**Aim**
Write every line out verbatim and omit the pictures.

**Dataset section**
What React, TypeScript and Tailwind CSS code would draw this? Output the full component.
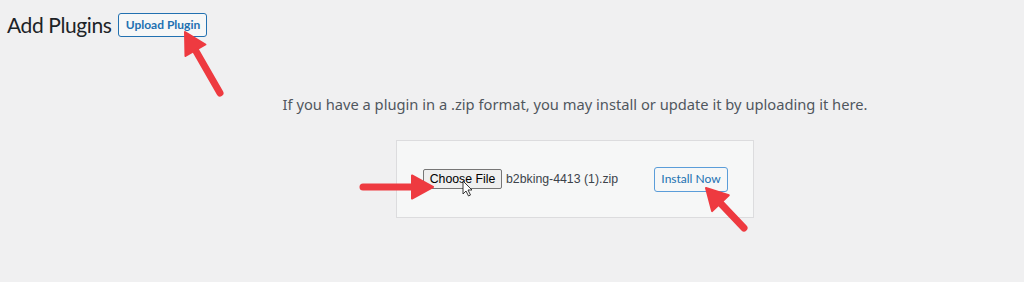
import React from 'react'

type Pt = [number, number]

const UI_FONT = '"Lato", "Noto Sans", sans-serif'

// red annotation arrow: shaft + triangular head
function Arrow({ from, to }: { from: Pt; to: Pt }) {
  const dx = to[0] - from[0]
  const dy = to[1] - from[1]
  const len = Math.hypot(dx, dy)
  const ux = dx / len
  const uy = dy / len
  const headLen = 21
  const headW = 11.5
  const bx = to[0] - ux * headLen
  const by = to[1] - uy * headLen
  const p1: Pt = [bx - uy * headW, by + ux * headW]
  const p2: Pt = [bx + uy * headW, by - ux * headW]
  return (
    <g>
      <line x1={from[0]} y1={from[1]} x2={bx + ux * 2} y2={by + uy * 2} stroke="#ee3a40" strokeWidth={7} strokeLinecap="round" />
      <polygon points={`${to[0]},${to[1]} ${p1[0]},${p1[1]} ${p2[0]},${p2[1]}`} fill="#ee3a40" stroke="#ee3a40" strokeWidth={2} strokeLinejoin="round" />
    </g>
  )
}

export default function App() {
  return (
    <div className="relative h-[282px] w-[1024px] overflow-hidden bg-[#f0f0f1]">
      {/* Header */}
      <div className="flex items-center gap-[7px] pl-[7px] pt-[13px]">
        <h1 className="text-[21px] leading-[24px] tracking-[-0.4px] text-[#1d2327]" style={{ fontFamily: UI_FONT }}>
          Add Plugins
        </h1>
        <button
          className="h-[24px] w-[89px] rounded-[3px] border border-[#2271b1] bg-[#f6f7f7] text-[12px] font-bold text-[#2271b1]"
          style={{ fontFamily: UI_FONT }}
        >
          Upload Plugin
        </button>
      </div>

      {/* Upload area */}
      <div className="pl-[126px]">
        <p
          className="mt-[57px] text-center text-[14.7px] leading-[20px] text-[#50575e]"
          style={{ fontFamily: '"Noto Sans", sans-serif' }}
        >
          If you have a plugin in a .zip format, you may install or update it by uploading it here.
        </p>
        <div className="mx-auto mt-[26px] flex h-[78px] w-[358px] items-center justify-between border border-[#dcdcde] bg-[#f6f7f7] pl-[26px] pr-[25px]">
          <div className="flex items-center gap-[4px]" style={{ fontFamily: '"Liberation Sans", Arial, sans-serif' }}>
            <button className="h-[20px] w-[79px] rounded-[2px] border border-[#767676] bg-[#efefef] text-[12.3px] text-black">
              Choose File
            </button>
            <span className="text-[12.3px] text-[#3c434a]">b2bking-4413 (1).zip</span>
          </div>
          <button
            className="h-[25px] w-[74px] rounded-[3px] border border-[#5b9dd9] bg-[#f6f7f7] text-[12px] text-[#2271b1]"
            style={{ fontFamily: UI_FONT }}
          >
            Install Now
          </button>
        </div>
      </div>

      {/* Annotations */}
      <svg className="pointer-events-none absolute left-0 top-0" width={1024} height={282}>
        <Arrow from={[220, 93]} to={[185, 32]} />
        <Arrow from={[363, 187]} to={[433, 187]} />
        <Arrow from={[744, 228]} to={[706, 188]} />
        {/* mouse pointer */}
        <path
          d="M463 181 L463 194 L466 191 L468.5 196 L470.5 195 L468 190 L472 190 Z"
          fill="#fff"
          stroke="#222"
          strokeWidth={0.9}
          strokeLinejoin="round"
        />
      </svg>
    </div>
  )
}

**Written reply**
What React, TypeScript and Tailwind CSS code would draw this? Output the full component.
import React from 'react'

type Pt = [number, number]

const UI_FONT = '"Lato", "Noto Sans", sans-serif'

// red annotation arrow: shaft + triangular head
function Arrow({ from, to }: { from: Pt; to: Pt }) {
  const dx = to[0] - from[0]
  const dy = to[1] - from[1]
  const len = Math.hypot(dx, dy)
  const ux = dx / len
  const uy = dy / len
  const headLen = 21
  const headW = 11.5
  const bx = to[0] - ux * headLen
  const by = to[1] - uy * headLen
  const p1: Pt = [bx - uy * headW, by + ux * headW]
  const p2: Pt = [bx + uy * headW, by - ux * headW]
  return (
    <g>
      <line x1={from[0]} y1={from[1]} x2={bx + ux * 2} y2={by + uy * 2} stroke="#ee3a40" strokeWidth={7} strokeLinecap="round" />
      <polygon points={`${to[0]},${to[1]} ${p1[0]},${p1[1]} ${p2[0]},${p2[1]}`} fill="#ee3a40" stroke="#ee3a40" strokeWidth={2} strokeLinejoin="round" />
    </g>
  )
}

export default function App() {
  return (
    <div className="relative h-[282px] w-[1024px] overflow-hidden bg-[#f0f0f1]">
      {/* Header */}
      <div className="flex items-center gap-[7px] pl-[7px] pt-[13px]">
        <h1 className="text-[21px] leading-[24px] tracking-[-0.4px] text-[#1d2327]" style={{ fontFamily: UI_FONT }}>
          Add Plugins
        </h1>
        <button
          className="h-[24px] w-[89px] rounded-[3px] border border-[#2271b1] bg-[#f6f7f7] text-[12px] font-bold text-[#2271b1]"
          style={{ fontFamily: UI_FONT }}
        >
          Upload Plugin
        </button>
      </div>

      {/* Upload area */}
      <div className="pl-[126px]">
        <p
          className="mt-[57px] text-center text-[14.7px] leading-[20px] text-[#50575e]"
          style={{ fontFamily: '"Noto Sans", sans-serif' }}
        >
          If you have a plugin in a .zip format, you may install or update it by uploading it here.
        </p>
        <div className="mx-auto mt-[26px] flex h-[78px] w-[358px] items-center justify-between border border-[#dcdcde] bg-[#f6f7f7] pl-[26px] pr-[25px]">
          <div className="flex items-center gap-[4px]" style={{ fontFamily: '"Liberation Sans", Arial, sans-serif' }}>
            <button className="h-[20px] w-[79px] rounded-[2px] border border-[#767676] bg-[#efefef] text-[12.3px] text-black">
              Choose File
            </button>
            <span className="text-[12.3px] text-[#3c434a]">b2bking-4413 (1).zip</span>
          </div>
          <button
            className="h-[25px] w-[74px] rounded-[3px] border border-[#5b9dd9] bg-[#f6f7f7] text-[12px] text-[#2271b1]"
            style={{ fontFamily: UI_FONT }}
          >
            Install Now
          </button>
        </div>
      </div>

      {/* Annotations */}
      <svg className="pointer-events-none absolute left-0 top-0" width={1024} height={282}>
        <Arrow from={[220, 93]} to={[185, 32]} />
        <Arrow from={[363, 187]} to={[433, 187]} />
        <Arrow from={[744, 228]} to={[706, 188]} />
        {/* mouse pointer */}
        <path
          d="M463 181 L463 194 L466 191 L468.5 196 L470.5 195 L468 190 L472 190 Z"
          fill="#fff"
          stroke="#222"
          strokeWidth={0.9}
          strokeLinejoin="round"
        />
      </svg>
    </div>
  )
}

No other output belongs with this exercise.